Question 4 True / False
Throttling (isenthalpic expansion) and reversible adiabatic expansion (isentropic expansion) both conserve the same thermodynamic quantity.
TTrue
FFalse
Answer: False
These are fundamentally different processes. Throttling conserves enthalpy H — derived from the first law for steady flow with no shaft work and no heat transfer. Reversible adiabatic (isentropic) expansion conserves entropy S. In an isentropic expansion, the gas does work on a piston, extracting useful energy and cooling significantly; the process is reversible. Throttling is inherently irreversible — entropy increases — and does no useful work. The two processes produce very different temperature changes even at the same pressure ratio.
Question 5 Short Answer
Explain why hydrogen gas must be pre-cooled below 202 K before throttling can be used to liquefy it, while nitrogen at room temperature can be cooled directly by throttling.
Think about your answer, then reveal below.
Model answer: The Joule-Thomson effect only cools a gas when the gas is below its inversion temperature — the temperature at which μ_JT = 0 and above which expansion causes warming. Nitrogen's inversion temperature (~621 K) is far above room temperature (~293 K), so at ambient conditions nitrogen is well below its inversion temperature and throttling always cools it. Hydrogen's inversion temperature is only ~202 K — well below room temperature. At 293 K, hydrogen is above its inversion temperature: repulsive intermolecular forces dominate, and throttling actually warms the gas rather than cooling it. Pre-cooling hydrogen below 202 K first puts it into the regime where attractive forces dominate, after which throttling produces the cooling necessary for liquefaction.
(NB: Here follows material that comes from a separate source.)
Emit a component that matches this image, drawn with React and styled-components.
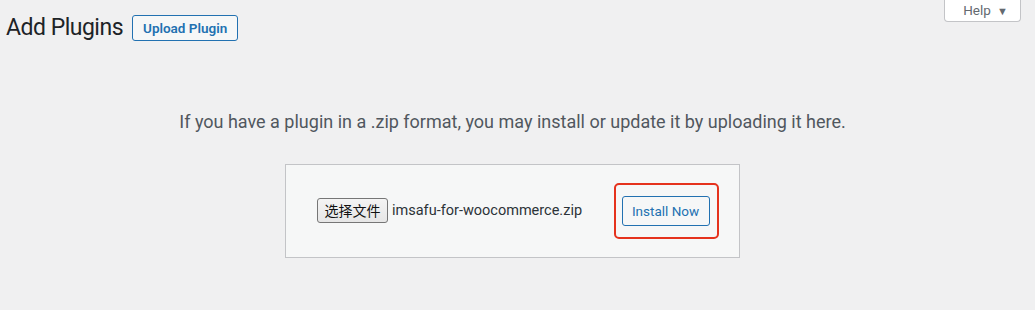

This is why the Linde liquefaction process uses a cascade of refrigeration stages before the final throttling step. Each gas must enter the throttle below its inversion temperature, which is a property of the specific intermolecular forces of that gas. Hydrogen's low inversion temperature made early liquefaction attempts fail until James Dewar pre-cooled it with liquid nitrogen.